The money plant
It now seems as if the only thing of value in a tree is its timber. It is high time a tree is valued for the ecological services it renders.
THIRUVANANTHAPURAM: Two years ago three mature trees - a tamarind, a jackfruit and a mango - at the west side of former bureaucrat Gopalakrishna Panicker’s then 20-cent ancestral house in Pongummoodu in the capital had to be cut down for the construction of a public drain. It was a common cause and Mr Panicker had willingly parted with two cents of his property. He did not think twice about cutting down three grandmother trees either. But in a matter of months, during the next summer, he had to install air-conditioners in two rooms. “I am not sure about the science but it became unbearably hot the summer after the trees were felled. It was not just the air-conditioners, we had to put up a shade over our balcony on the western side,” Mr Panicker, a former additional secretary, said. There is a new breed of environmentalists in the West, called ‘treeconomists’, who can attach a monetary value to the loss suffered by Mr Panicker. The figure will not be something simplistic like the cost the house owner had to incur on two air-conditioners and the plastic sheet extension over the balcony.
THE PRICE OF A TREE
These factors will of course be given weightage but the price tag for each tree will be arrived at after a highly nuanced calculation that will include the tree's innate capacity to store carbon, prevent the surface run-off from flowing into the drains, reduce ultraviolent radiation and air temperature, and also its incidental benefits like shade and coolness. The health benefits will also be factored in. In Toronto, for instance, researchers had recently found that people living on tree-lined streets reported health benefits equivalent to being seven years younger or receiving a $10,000 salary rise.
“At the moment the only value the state gives a tree is its timber value,” said Mr Sridhar Radhakrishnan of Thanal. It is the rupee value that the Social Forestry officials, in their wisdom, bestow on a tree before it is felled. The tree is then auctioned with this value as the base price. “The value set for a tree is laughably low,” Mr Radhakrishnan said. Ms Anitha Sharma of Tree Walk, which fights for the protection of trees in the capital, said that a large rain tree, which is said to have a bottomless capacity to store carbon, that was felled recently at the Attankulangara School in the capital was assigned a timber value of Rs 71.

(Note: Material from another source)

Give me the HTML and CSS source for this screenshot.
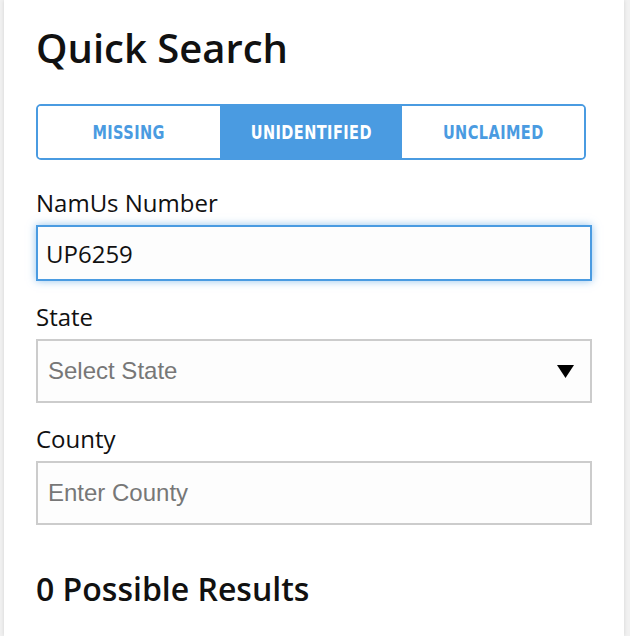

Five hours to the West in London, ‘treeconomists’ have assigned an ecological value of 52,000 pounds or nearly Rs 48 lakh for a single ‘plane tree’, which has a considerably less ecological value than a rain tree. Mr Radhakrishnan said that it was time for the state, too, to value trees in terms of the ecological services they provide. “The first step would be to have a single authority in charge of maintenance and protection of trees in non-forest areas,” Mr Radhakarishnan said. The Social Forestry wing of the Forest Department should be given the task, he said. Now, a tree is cut according to the whims of the institution head or the individual within whose premises the tree is standing. “Earlier, before the LDF came into power, the decision to cut a tree in a non-forest area was taken by a district-level tree committee. These bodies have now become defunct,” said Mr Radhakrishnan, who was a member of the Thiruvananthapuram district-level tree committee.
REFINE THE MESSAGE
A rewording of the ‘green message’, making it utilitarian, can perhaps force people to think in terms of giving trees their true value. Ms Sharma said that recently a group of educated youth was furious with her for trying to protect a tamarind tree that was sought to be felled for the laying of a drain. “But when I told them that a tamarind tree absorbs 50,000 kg of carbon in its lifetime, some of them turned calm all of a sudden,” she said. Kerala Forest Research Institute, which had always talked in generalities, now has evolved a language that is more targeted. “Telling people in the capital that the Agasthyamala forest is rich in biodiversity might at best evoke a bored smile. But if we tell them that their water requirement depends on the Agasthyamala forest, then they might perk up their ears,” said Dr T V Sajeev, a senior scientist at KFRI.
The state is yet to evolve a mechanism that could reveal the true value of our trees but the KFRI has come close. The Institute has now begun a process to assess the ecological services rendered not by individual trees but by various kinds of forests - rain forests, deciduous, mangroves, shola. “The study includes the air quality around a forest, the ambient climate, the amount of water a forest can hold, and the water balance a forest achieves (how much of water is absorbed by the forest and how much it releases to non-forest areas),” Dr Sajeev said. Though the KFRI study is a major leap in environmental economics, a green revolution will take place only when the state has acquired the ability to assess almost accurately in money terms the loss suffered by the likes of Mr Panicker, who had lost the trees in their backyard.